== Work required ==
Drop every picture. Then return, exactly, the lines from the beginning of the listing below through the one containing "const H = 640".

== Material provided ==
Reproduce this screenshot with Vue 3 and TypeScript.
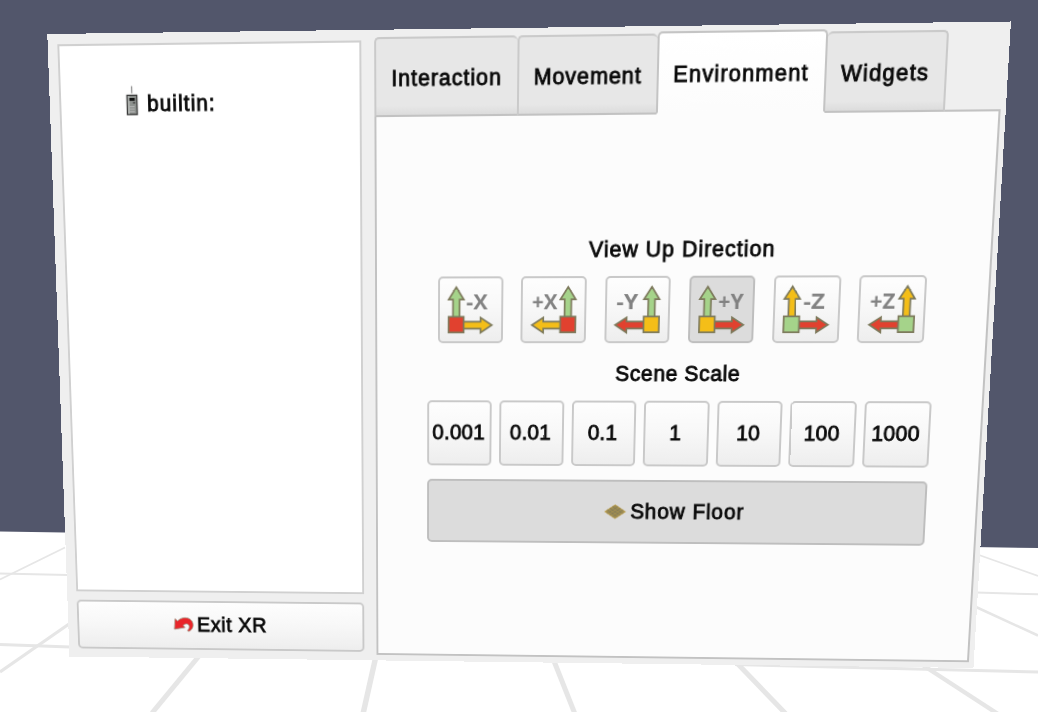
<script setup lang="ts">
import { computed } from 'vue'

type Point = [number, number]

interface Tab {
  name: string
  cls: string
}

interface AxisButton {
  label: string
  up: string
  side: string
  origin: string
  mirrored: boolean
  x: number
  len: number
}

const W = 960
const H = 640

// Projected corners of the floating panel: top-left, top-right, bottom-right, bottom-left
const corners: Point[] = [
  [47.3, 34],
  [1011, 21.5],
  [973.5, 668],
  [69.5, 656.5],
]

const panelStyle = computed(() => {
  const [[x0, y0], [x1, y1], [x2, y2], [x3, y3]] = corners
  const dx1 = x1 - x2
  const dx2 = x3 - x2
  const dx3 = x0 - x1 + x2 - x3
  const dy1 = y1 - y2
  const dy2 = y3 - y2
  const dy3 = y0 - y1 + y2 - y3
  const det = dx1 * dy2 - dx2 * dy1
  const g = (dx3 * dy2 - dx2 * dy3) / det
  const h = (dx1 * dy3 - dx3 * dy1) / det
  const m = [
    (x1 - x0 + g * x1) / W, (y1 - y0 + g * y1) / W, 0, g / W,
    (x3 - x0 + h * x3) / H, (y3 - y0 + h * y3) / H, 0, h / H,
    0, 0, 1, 0,
    x0, y0, 0, 1,
  ]
  return {
    width: `${W}px`,
    height: `${H}px`,
    transform: `matrix3d(${m.map((v) => v.toFixed(9)).join(',')})`,
  }
})

const tabs: Tab[] = [
  { name: 'Interaction', cls: 'interaction' },
  { name: 'Movement', cls: 'movement' },
  { name: 'Environment', cls: 'environment active' },
  { name: 'Widgets', cls: 'widgets' },
]

const red = '#e1412f'
const green = '#a5d38a'
const yellow = '#f4be18'

const axes: AxisButton[] = [
  { label: '-X', up: green, side: yellow, origin: red, mirrored: false, x: 29, len: 22 },
  { label: '+X', up: green, side: yellow, origin: red, mirrored: true, x: 10.5, len: 26 },
  { label: '-Y', up: green, side: red, origin: yellow, mirrored: true, x: 11.5, len: 22 },
  { label: '+Y', up: green, side: red, origin: yellow, mirrored: false, x: 29.5, len: 25.5 },
  { label: '-Z', up: yellow, side: red, origin: green, mirrored: false, x: 30, len: 21.5 },
  { label: '+Z', up: yellow, side: red, origin: green, mirrored: true, x: 10.5, len: 25 },
]
const activeAxis = '+Y'

const scales: string[] = ['0.001', '0.01', '0.1', '1', '10', '100', '1000']
</script>

<template>
  <main class="scene">
    <svg class="floor" viewBox="0 0 1038 712" width="1038" height="712">
      <polygon points="0,531.5 1038,548 1038,712 0,712" fill="#ffffff" />
      <g stroke="#e6e6e6" fill="none">
        <path d="M0 579.5L65 547.5" stroke-width="1.7" />
        <path d="M0 573.5L68 575" stroke-width="2" />
        <path d="M0 644.5L70 647" stroke-width="3" />
        <path d="M0 672L69 624" stroke-width="3.2" />
        <path d="M199 656L152 713" stroke-width="5" />
        <path d="M376 656L363 714" stroke-width="5.5" />
        <path d="M552 656L575 714" stroke-width="5" />
        <path d="M733 659L786 714" stroke-width="5" />
        <path d="M921 664L998 714" stroke-width="4.3" />
        <path d="M735 664.5L1038 672" stroke-width="3" />
        <path d="M976 592.5L1038 594.3" stroke-width="2" />
        <path d="M979 555L1038 576" stroke-width="1.7" />
        <path d="M976 607L1038 635.5" stroke-width="2.5" />
      </g>
    </svg>

    <section class="panel" :style="panelStyle">
      <aside class="left">
        <div class="devices">
          <svg class="device" viewBox="0 0 13 30" width="13" height="30">
            <path d="M6.5 -1.5V5.5" stroke="#8c8c8c" stroke-width="1.3" />
            <rect x="1.4" y="7.4" width="10.2" height="18.8" fill="#8e928f" stroke="#3a3a3a" stroke-width="1.3" />
            <rect x="2.3" y="8.2" width="1.6" height="17.2" fill="#b5b9b6" />
            <rect x="3.8" y="10" width="5.6" height="2.8" fill="#111" />
            <rect x="7.6" y="13.8" width="2" height="1.8" fill="#444" />
            <path d="M4 18.5h5M4 21h5M4 23.5h5" stroke="#b4b4b4" stroke-width="1" />
          </svg>
          <span class="text builtin">builtin:</span>
        </div>
        <button class="btn exit">
          <svg viewBox="0 0 22 18" width="22" height="18">
            <path
              d="M1.9 2.6L4.6 5C7.4 1.8 12.2.6 16.2 1.9C20.4 3.4 22.2 8 20.7 11.8C19.8 14 18.2 15.5 16.2 16.1L15 15.2C17 13.6 17.8 11.2 16.7 9.3C15.4 7.4 12.6 7.4 10.4 9.6L12.4 11.9L.9 13.9Z"
              fill="#e9252a" stroke="#a08c7c" stroke-width="0.9" stroke-linejoin="round"
            />
          </svg>
          <span class="text exit-text">Exit XR</span>
        </button>
      </aside>

      <section class="right">
        <nav class="tabs">
          <button v-for="tab in tabs" :key="tab.name" class="tab" :class="tab.cls">
            <span class="text">{{ tab.name }}</span>
          </button>
        </nav>
        <div class="pane">
          <h2 class="text heading up">View Up Direction</h2>
          <div class="row axes">
            <button
              v-for="axis in axes" :key="axis.label"
              class="btn square" :class="{ pressed: axis.label === activeAxis }"
            >
              <svg viewBox="0 0 66 66" width="66" height="66">
                <g
                  stroke="#7d7a5c" stroke-width="1.7"
                  :transform="axis.mirrored ? 'translate(66 0) scale(-1 1)' : undefined"
                >
                  <path d="M18.7 9.8L26.6 22.2H22.2V40H15.4V22.2H10.9Z" :fill="axis.up" />
                  <path d="M55.4 47.8L43.8 55.4V51.4H26V44.3H43.8V40.2Z" :fill="axis.side" />
                  <rect x="10.9" y="39.4" width="15.6" height="15.8" :fill="axis.origin" />
                </g>
                <text
                  class="axis-label" :x="axis.x" y="32" :textLength="axis.len"
                  lengthAdjust="spacingAndGlyphs"
                >{{ axis.label }}</text>
              </svg>
            </button>
          </div>
          <h2 class="text heading scale">Scene Scale</h2>
          <div class="row scales">
            <button v-for="s in scales" :key="s" class="btn square">
              <span class="text number">{{ s }}</span>
            </button>
          </div>
          <button class="btn pressed show-floor">
            <svg viewBox="0 0 23 16" width="23" height="16">
              <path d="M11.5.8L22.3 8L11.5 15.2L.7 8Z" fill="#a08d50" stroke="#c2a659" stroke-width="0.9" />
              <path
                d="M8.8 2.6L19.6 9.8M6.1 4.4L16.9 11.6M3.4 6.2L14.2 13.4M14.2 2.6L3.4 9.8M16.9 4.4L6.1 11.6M19.6 6.2L8.8 13.4"
                stroke="#77755d" stroke-width="0.8" stroke-dasharray="2 1"
              />
            </svg>
            <span class="text floor-text">Show Floor</span>
          </button>
        </div>
      </section>
    </section>
  </main>
</template>

<style>
html,
body {
  margin: 0;
  overflow: hidden;
}
</style>

<style scoped>
.scene {
  position: relative;
  width: 1038px;
  height: 712px;
  overflow: hidden;
  background: #52566b;
  font-family: "Liberation Sans", Arial, sans-serif;
}

.scene * {
  box-sizing: border-box;
}

svg {
  display: block;
  flex: none;
  overflow: visible;
}

.floor {
  position: absolute;
  inset: 0;
}

.panel {
  position: absolute;
  top: 0;
  left: 0;
  transform-origin: 0 0;
  display: flex;
  gap: 13px;
  padding: 5px 5px 6px 10px;
  background: #efefef;
}

.text {
  color: #0a0a0a;
  font-size: 21.5px;
  line-height: 26px;
  font-weight: 400;
  letter-spacing: 0.9px;
  white-space: nowrap;
  -webkit-text-stroke: 0.85px #0a0a0a;
}

.left {
  width: 311px;
  flex: none;
  display: flex;
  flex-direction: column;
  gap: 9px;
  padding: 5px 0 3px;
}

.devices {
  flex: 1;
  display: flex;
  align-items: flex-start;
  gap: 9px;
  padding: 41px 0 0 67px;
  background: #fff;
  border: 2px solid #d0d0d0;
}

.builtin {
  margin-top: 3px;
  letter-spacing: 1.1px;
}

.btn {
  display: flex;
  align-items: center;
  justify-content: center;
  margin: 0;
  padding: 0;
  font-family: inherit;
  background: linear-gradient(#fefefe, #f8f8f8 45%, #ededed) border-box;
  border: 2px solid #c9c9c9;
  border-radius: 5px;
}

.btn.pressed {
  background: #dcdcdc;
  border-color: #bebebe;
}

.exit {
  height: 53px;
  gap: 4px;
  padding-bottom: 1px;
}

.exit-text {
  letter-spacing: 0.6px;
}

.right {
  flex: 1;
  display: flex;
  flex-direction: column;
}

.tabs {
  display: flex;
  align-items: flex-end;
  height: 79px;
  margin-bottom: -2px;
  z-index: 1;
}

.tab {
  display: flex;
  align-items: center;
  justify-content: center;
  height: 77px;
  margin: 0;
  padding: 3px 0 0;
  font-family: inherit;
  background: linear-gradient(#e7e7e7 88%, #dcdcdc);
  border: 2px solid #cacaca;
  border-bottom-color: #c2c2c2;
  border-radius: 5px 5px 0 0;
}

.interaction {
  width: 144px;
  border-right: 0;
}

.interaction .text {
  letter-spacing: 1px;
}

.movement {
  width: 138.5px;
  border-right: 0;
}

.environment {
  width: 167px;
}

.environment .text {
  letter-spacing: 1.15px;
}

.widgets {
  width: 117px;
  border-left: 0;
}

.widgets .text {
  letter-spacing: 1.2px;
}

.tab.active {
  height: 79px;
  padding-bottom: 1px;
  background: linear-gradient(#ffffff, #fcfcfc);
  border-color: #c4c4c4 #c4c4c4 #fcfcfc;
}

.pane {
  flex: 1;
  display: flex;
  flex-direction: column;
  align-items: center;
  padding: 118px 0 0 2px;
  background: #fcfcfc;
  border: 2px solid #c2c2c2;
}

.heading {
  margin: 0;
}

.up {
  letter-spacing: 1px;
  margin: 0 0 13px 2px;
}

.row {
  display: flex;
}

.axes {
  gap: 18.8px;
}

.square {
  width: 66.5px;
  height: 67px;
}

.axis-label {
  font-family: "Open Sans", sans-serif;
  font-size: 21px;
  font-weight: 700;
  fill: #828282;
}

.scale {
  margin: 18px 0 14px;
  letter-spacing: 0.6px;
}

.scales {
  gap: 8.1px;
}

.number {
  letter-spacing: 0.2px;
  margin: 0 2px 2px 0;
}

.show-floor {
  width: 515px;
  height: 66px;
  margin-top: 14px;
  gap: 4px;
}
</style>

== In response ==
Reproduce this screenshot with Vue 3 and TypeScript.
<script setup lang="ts">
import { computed } from 'vue'

type Point = [number, number]

interface Tab {
  name: string
  cls: string
}

interface AxisButton {
  label: string
  up: string
  side: string
  origin: string
  mirrored: boolean
  x: number
  len: number
}

const W = 960
const H = 640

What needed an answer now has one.